= Dataset excerpt =
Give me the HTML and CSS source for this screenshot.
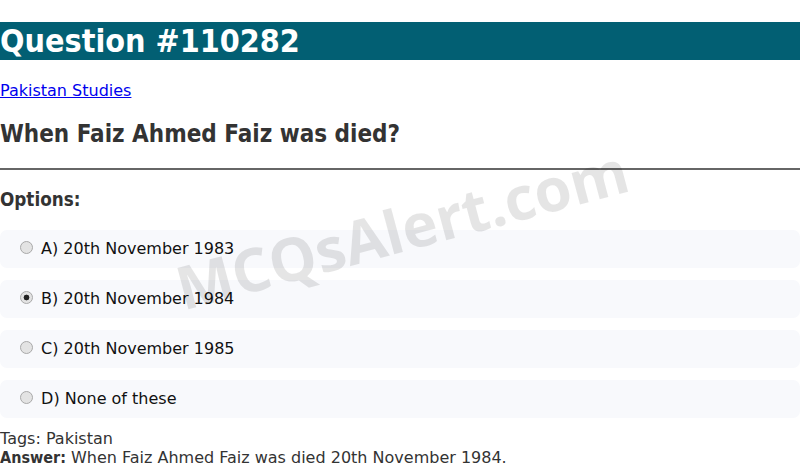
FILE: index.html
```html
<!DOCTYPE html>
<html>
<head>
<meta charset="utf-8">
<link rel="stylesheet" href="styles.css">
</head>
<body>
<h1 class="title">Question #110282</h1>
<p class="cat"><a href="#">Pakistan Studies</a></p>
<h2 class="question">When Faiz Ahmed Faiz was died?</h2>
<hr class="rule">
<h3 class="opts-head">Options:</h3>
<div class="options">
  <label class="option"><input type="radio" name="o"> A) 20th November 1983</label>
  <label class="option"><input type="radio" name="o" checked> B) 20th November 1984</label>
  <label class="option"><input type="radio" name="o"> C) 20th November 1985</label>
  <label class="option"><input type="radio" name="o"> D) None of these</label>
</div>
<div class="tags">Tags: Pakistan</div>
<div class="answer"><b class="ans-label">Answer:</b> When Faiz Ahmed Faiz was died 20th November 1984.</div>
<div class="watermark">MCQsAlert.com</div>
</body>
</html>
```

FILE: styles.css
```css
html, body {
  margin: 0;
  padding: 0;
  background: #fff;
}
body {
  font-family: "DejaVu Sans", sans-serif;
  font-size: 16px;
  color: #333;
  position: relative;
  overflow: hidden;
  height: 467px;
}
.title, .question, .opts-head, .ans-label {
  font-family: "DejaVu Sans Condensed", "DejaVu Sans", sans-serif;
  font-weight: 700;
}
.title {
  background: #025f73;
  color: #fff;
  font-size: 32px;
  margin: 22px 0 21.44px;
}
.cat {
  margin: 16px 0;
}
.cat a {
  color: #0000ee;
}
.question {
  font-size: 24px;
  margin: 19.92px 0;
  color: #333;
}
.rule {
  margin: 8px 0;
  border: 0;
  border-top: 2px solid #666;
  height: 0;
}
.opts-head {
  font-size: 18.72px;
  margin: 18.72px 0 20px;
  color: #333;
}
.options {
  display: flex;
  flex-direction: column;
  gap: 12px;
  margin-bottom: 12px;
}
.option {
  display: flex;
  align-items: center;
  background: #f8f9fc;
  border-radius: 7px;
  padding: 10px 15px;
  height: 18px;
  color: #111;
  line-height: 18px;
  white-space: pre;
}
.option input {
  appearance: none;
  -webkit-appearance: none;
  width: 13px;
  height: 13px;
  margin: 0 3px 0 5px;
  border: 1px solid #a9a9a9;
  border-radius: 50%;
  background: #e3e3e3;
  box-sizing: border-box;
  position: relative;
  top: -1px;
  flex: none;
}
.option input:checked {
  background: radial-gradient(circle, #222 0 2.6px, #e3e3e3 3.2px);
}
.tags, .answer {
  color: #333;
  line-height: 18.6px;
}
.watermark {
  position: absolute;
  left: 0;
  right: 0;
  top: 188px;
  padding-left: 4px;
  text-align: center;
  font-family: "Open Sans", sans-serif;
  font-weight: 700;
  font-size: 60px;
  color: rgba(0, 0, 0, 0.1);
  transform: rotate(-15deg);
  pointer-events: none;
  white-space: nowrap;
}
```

= Objective =
Copy out each line word for word, please, skipping the images.

= Output of the task =
Give me the HTML and CSS source for this screenshot.
FILE: index.html
```html
<!DOCTYPE html>
<html>
<head>
<meta charset="utf-8">
<link rel="stylesheet" href="styles.css">
</head>
<body>
<h1 class="title">Question #110282</h1>
<p class="cat"><a href="#">Pakistan Studies</a></p>
<h2 class="question">When Faiz Ahmed Faiz was died?</h2>
<hr class="rule">
<h3 class="opts-head">Options:</h3>
<div class="options">
  <label class="option"><input type="radio" name="o"> A) 20th November 1983</label>
  <label class="option"><input type="radio" name="o" checked> B) 20th November 1984</label>
  <label class="option"><input type="radio" name="o"> C) 20th November 1985</label>
  <label class="option"><input type="radio" name="o"> D) None of these</label>
</div>
<div class="tags">Tags: Pakistan</div>
<div class="answer"><b class="ans-label">Answer:</b> When Faiz Ahmed Faiz was died 20th November 1984.</div>
<div class="watermark">MCQsAlert.com</div>
</body>
</html>
```

FILE: styles.css
```css
html, body {
  margin: 0;
  padding: 0;
  background: #fff;
}
body {
  font-family: "DejaVu Sans", sans-serif;
  font-size: 16px;
  color: #333;
  position: relative;
  overflow: hidden;
  height: 467px;
}
.title, .question, .opts-head, .ans-label {
  font-family: "DejaVu Sans Condensed", "DejaVu Sans", sans-serif;
  font-weight: 700;
}
.title {
  background: #025f73;
  color: #fff;
  font-size: 32px;
  margin: 22px 0 21.44px;
}
.cat {
  margin: 16px 0;
}
.cat a {
  color: #0000ee;
}
.question {
  font-size: 24px;
  margin: 19.92px 0;
  color: #333;
}
.rule {
  margin: 8px 0;
  border: 0;
  border-top: 2px solid #666;
  height: 0;
}
.opts-head {
  font-size: 18.72px;
  margin: 18.72px 0 20px;
  color: #333;
}
.options {
  display: flex;
  flex-direction: column;
  gap: 12px;
  margin-bottom: 12px;
}
.option {
  display: flex;
  align-items: center;
  background: #f8f9fc;
  border-radius: 7px;
  padding: 10px 15px;
  height: 18px;
  color: #111;
  line-height: 18px;
  white-space: pre;
}
.option input {
  appearance: none;
  -webkit-appearance: none;
  width: 13px;
  height: 13px;
  margin: 0 3px 0 5px;
  border: 1px solid #a9a9a9;
  border-radius: 50%;
  background: #e3e3e3;
  box-sizing: border-box;
  position: relative;
  top: -1px;
  flex: none;
}
.option input:checked {
  background: radial-gradient(circle, #222 0 2.6px, #e3e3e3 3.2px);
}
.tags, .answer {
  color: #333;
  line-height: 18.6px;
}
.watermark {
  position: absolute;
  left: 0;
  right: 0;
  top: 188px;
  padding-left: 4px;
  text-align: center;
  font-family: "Open Sans", sans-serif;
  font-weight: 700;
  font-size: 60px;
  color: rgba(0, 0, 0, 0.1);
  transform: rotate(-15deg);
  pointer-events: none;
  white-space: nowrap;
}
```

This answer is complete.